With only the cycle enhancement, you can get R_{0}~R^{3/2}.

With only the binary tree enhancement, you can get R~approxdeg^{4}.

With only the back-pointer enhancement, you can get D~R_{0}^{2}.

With the cycle enhancement *and* the binary-tree enhancement, you can get R_{0}~Q^{3}.

With the back-pointer enhancement *and* the binary-tree enhancement, you can get D~Q^{4}.

It’s an interesting question whether there are separations that require both the cycle enhancement and the back-pointer enhancement; Ambainis et al. don’t give any examples.

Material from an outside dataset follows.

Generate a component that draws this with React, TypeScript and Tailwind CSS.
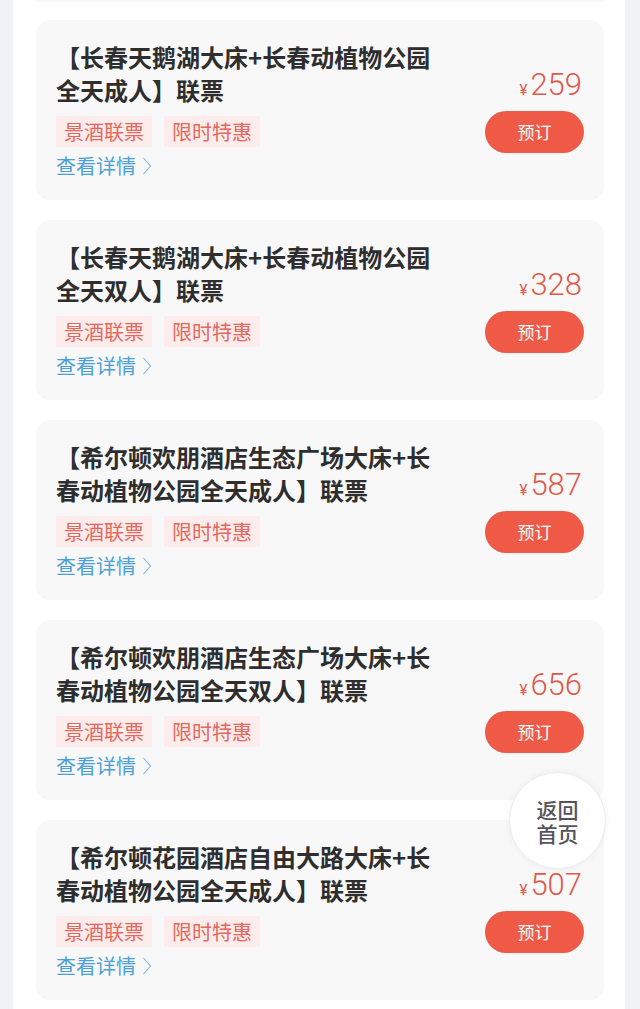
const items = [
  { title: '【长春天鹅湖大床+长春动植物公园全天成人】联票', price: 259 },
  { title: '【长春天鹅湖大床+长春动植物公园全天双人】联票', price: 328 },
  { title: '【希尔顿欢朋酒店生态广场大床+长春动植物公园全天成人】联票', price: 587 },
  { title: '【希尔顿欢朋酒店生态广场大床+长春动植物公园全天双人】联票', price: 656 },
  { title: '【希尔顿花园酒店自由大路大床+长春动植物公园全天成人】联票', price: 507 },
];

const cjk = { fontFamily: '"Noto Sans CJK SC", "Noto Sans", sans-serif' };

function Chevron() {
  return (
    <svg width="10" height="20" viewBox="0 0 10 20" className="ml-[6px]">
      <polyline points="1.5,2 8.5,10 1.5,18" fill="none" stroke="#7bb8e4" strokeWidth="1.1" />
    </svg>
  );
}

function TicketCard({ title, price }: { title: string; price: number }) {
  return (
    <div className="flex h-[180px] rounded-[14px] bg-[#f8f8f9] pl-5 pr-5 pt-[20px]">
      <div className="flex-1">
        <div className="w-[384px] text-[24px] font-bold leading-[33px] text-[#2e2e2e]">{title}</div>
        <div className="mt-[10px] flex gap-3">
          <span className="rounded-[2px] bg-[#fdeceb] px-2 text-[20px] leading-[31px] text-[#e2685c]">景酒联票</span>
          <span className="rounded-[2px] bg-[#fdeceb] px-2 text-[20px] leading-[31px] text-[#e2685c]">限时特惠</span>
        </div>
        <div className="mt-[4px] flex items-center text-[20px] leading-[30px] text-[#4c9fd8]">
          查看详情
          <Chevron />
        </div>
      </div>
      <div className="flex w-[99px] flex-col items-end pt-[27px]">
        <div className="flex items-baseline pr-[2px] text-[#e0594a]" style={{ fontFamily: 'Roboto, "Liberation Sans", sans-serif' }}>
          <span className="mr-[3px] text-[15px]">¥</span>
          <span className="text-[31px] font-light leading-[36px]">{price}</span>
        </div>
        <button className="mt-[8px] h-[42px] w-[99px] rounded-full bg-[#ee5a45] text-[17px] text-white" style={cjk}>
          预订
        </button>
      </div>
    </div>
  );
}

export default function App() {
  return (
    <div className="relative h-[1009px] overflow-hidden bg-[#f1f2f6] pl-[13px] pr-[15px]" style={cjk}>
      <div className="h-full bg-white px-[21px] pl-[23px]">
        {/* tail of the card above */}
        <div className="h-[2px] rounded-b-[14px] bg-[#f8f8f9]" />
        <div className="flex flex-col gap-5 pt-[18px]">
          {items.map((it) => (
            <TicketCard key={it.price} title={it.title} price={it.price} />
          ))}
        </div>
      </div>

      {/* floating back-home button */}
      <div className="absolute left-[509px] top-[772px] flex h-[97px] w-[97px] items-center justify-center rounded-full border border-[#ececec] bg-white/95 shadow-[0_0_6px_rgba(0,0,0,0.06)]">
        <div className="w-[44px] break-all text-center text-[21px] font-medium leading-[24px] text-[#565459]">返回首页</div>
      </div>
    </div>
  );
}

And here’s *another* interesting question not mentioned in the paper. Using the binary-tree enhancement, Ambainis et al. achieve a fourth-power separation between bounded-error randomized query complexity and approximate degree as a real polynomial—i.e., quadratically better than any separation that was known before. Their proof of this involves cleverly constructing a low-degree polynomial by *summing* a bunch of low-degree polynomials derived from quantum algorithms (one for each possible marked row). As a result, their final, summed polynomial does *not* itself correspond to a quantum algorithm, meaning that they don’t get a fourth-power separation between R and Q (which would’ve been even more spectacular than what they do get). On the other hand, purely from the existence of a function with R~approxdeg^{4}, we can deduce that that function has *either*

(i) a super-quadratic gap between R and Q (refuting my conjecture that the Grover speedup is the best possible quantum speedup for total Boolean functions), or

(ii) a quadratic gap between quantum query complexity and approximate degree—substantially improving over the gap found by Ambainis in 2003.

I conjecture that the truth is (ii); it would be great to have a proof or disproof of this.